M. Christian Cambon, président. - Il faudra en saisir le bureau de la commission. Les missions où le Sénat va vérifier sur place la situation se multiplient et sont très intéressantes. On voit que sur la sécurité des Français à l'étranger, les sénateurs français de l'étranger sont en suffisamment grand nombre pour faire les déplacements, lorsque cela sera de nouveau possible, et mesurer comment les choses se passent. J'ai eu, pour ma part, l'occasion de voir, lorsque j'ai accompagné Jean-Yves Le Drian récemment, aussi bien en Égypte qu'au Maroc, que lorsqu'une crise se produit, telle que celle consécutive à la publication des caricatures, les Français de l'étranger et nos agents consulaires sont les premiers visés. La tension ne diminue pas dans ces pays sur cette affaire. Il y a sans doute des choses à faire pour améliorer la rapidité de la transmission de l'information lorsqu'il se passe quelque chose intéressant la sécurité des Français.

M. Jean-Pierre Grand, co-rapporteur. - Sur ce sujet, nous sommes satisfaits de la qualité de l'échange avec la direction de la sécurité diplomatique, mais nous ne nous sommes pas prononcés sur les procédures d'information mises en oeuvre. Il nous a été dit que les Français inscrits sur Ariane avaient reçu des messages d'information.

M. Olivier Cadic. - Cela concerne les Français en voyage, pas ceux qui sont installés à l'étranger.

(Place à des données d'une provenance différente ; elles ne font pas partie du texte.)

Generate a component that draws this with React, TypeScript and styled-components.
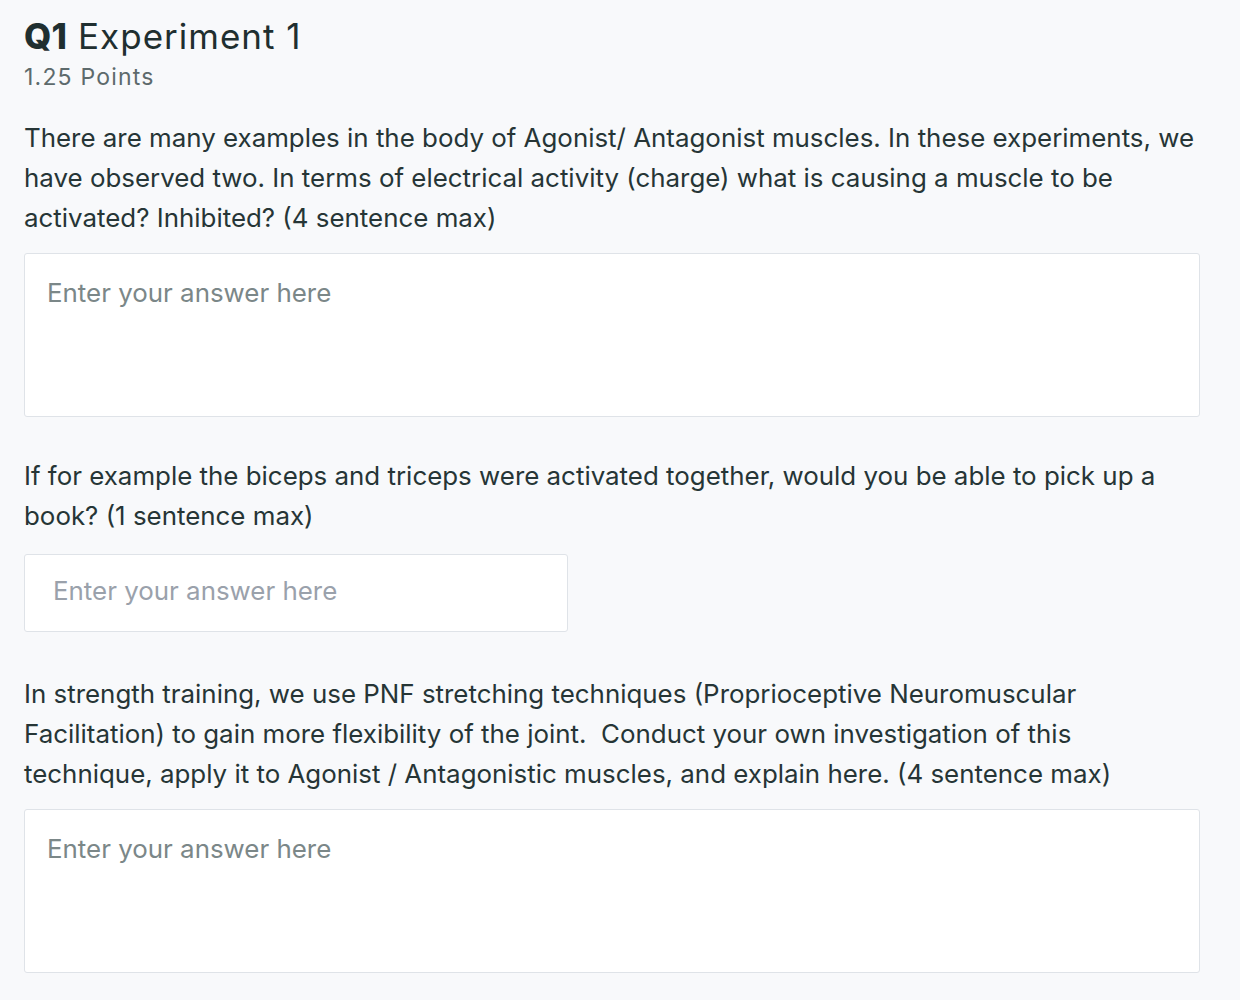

M. Jean-Pierre Grand, co-rapporteur. - Il me semble qu'il serait intéressant que la commission visite le centre de crise et de soutien pour travailler sur ces sujets.

M. André Gattolin, co-rapporteur. - La question du délai et des modalités d'information des ressortissants français en cas d'attaque a été posée. Nous avons soulevé ce problème lors de nos auditions. Je défends pour ma part la mise en oeuvre d'une technique de « pushing », c'est-à-dire d'envoi actif d'information. La publication de communiqué de presse n'est pas satisfaisante, elle ne saurait suffire.

Nous allons également creuser la question du classement de la France en tant que contributeur aux organisations internationales. On a parfois des surprises, j'ai découvert il y a quelques années que la France était le premier contributeur au Conseil de l'Europe. En ce qui concerne les instances onusiennes, les contributions obligatoires sont fonction du PIB par habitant. Le développement des pays émergents diminue mécaniquement la contribution de la France. Il nous a été précisé que pour maintenir le dixième rang de contributeur lors des prochains triennats, il faudrait consentir un effort qui se chiffre en centaine de millions d'euros. Pour autant, je dois dire que je m'interroge lorsque je constate que la France est classée après les Pays-Bas.

Il faut bien sûr regarder de près, comment sont utilisées les participations de la France, en distinguant les contributions obligatoires du programme 105, des contributions volontaires du programme 209 et l'aide au développement. Décider cette année de verser des contributions volontaires au titre du programme 105, c'est mettre en oeuvre une politique d'influence. Je rappelle qu'en 2022, le mandat de chef des opérations de paix des Nations Unies traditionnellement dévolu à la France arrivera à échéance. Augmenter notre contribution volontaire permet de prouver notre volonté de rester engagés dans ce domaine qui aiguise les appétits.

M. Christian Cambon, président. - Il faut que soient intégrées dans ces calculs comparatifs les dépenses supportées par la France au titre de nos OPEX qui contribuent à la sécurité collective. Leur prise en compte change singulièrement les résultats.

M. André Gattolin, co-rapporteur. - Nous avons souligné ce point, mais les services nous ont parlé d'un décalage perçu entre nos activités extérieures et nos contributions internationales qui pourrait nuire à notre capacité de mobilisation, notamment de nos partenaires européens. Je souscris à votre remarque, il faut voir les OPEX et les contributions internationales comme un ensemble.

M. Christian Cambon, président. - C'est un message essentiel qu'il nous faut porter, chaque fois que la commission se déplace à l'ONU.

À l'issue de sa réunion du 25 novembre, la commission des affaires étrangères, de la défense et des forces armées a donné un avis favorable à l'adoption des crédits de la mission « Action extérieure de l'État ».